Hours after the North’s announcement was made, Trump tweeted: “North Korea has announced that they will dismantle Nuclear Test Site this month, ahead of the big Summit Meeting on June 12th. Thank you, a very smart and gracious gesture!” Trump was referring to his summit with Kim, planned to be held on June 12 in Singapore at an undisclosed location. Trump will hold another summit with Moon on May 22 in Washington, shortly before Pyongyang said it would demolish Punggye-ri.

The Blue House “welcomed” the North’s announcement during a press briefing on Sunday, saying it was an “expression of will” that it would “implement its promise during the South-North summit in actions, not words.”

Blue House spokesman Kim Eui-kyeom said Seoul looked forward to seeing Kim and Trump building faith in each other before meeting in person on June 12.

A Blue House official, who spoke on the condition of anonymity, said North Korea’s announcement wasn’t to be dealt with lightly because Punggye-ri was practically the only site it could ever conduct a nuclear experiment, and dismantling it would mean it would at least refrain from developing any nuclear weapons in the future. The demolition, added the official, would come even as the North needs to carry out additional nuclear experiments in order to test its ability to miniaturize a nuclear weapon to be loaded onto an intercontinental ballistic missile.

On why Japanese journalists weren’t invited to the demolition ceremony, the Blue House source predicted that it was probably because Pyongyang has yet to hold any official dialogue with Tokyo. On the inclusion of the United Kingdom, it could be that the North saw the country as a representative of the European Union.

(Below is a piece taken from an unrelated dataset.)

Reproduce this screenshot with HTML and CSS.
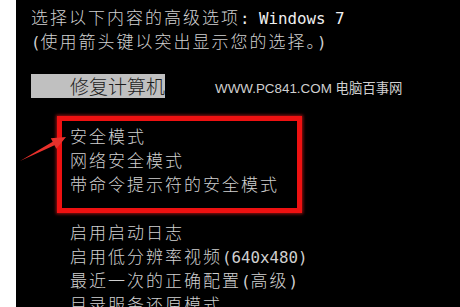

In June 2008, North Korea allowed reporters from South Korea, China, Russia, Japan and the United States to cover the demolition of a cooling tower at the Yongbyon nuclear research complex in North Pyongan Province.

North Korea’s state-run media repeated the Punggye-ri announcement throughout Sunday via its newspaper, Rodong Sinmun; radio station, Korean Central Broadcasting Station; and television station, Korean Central Television.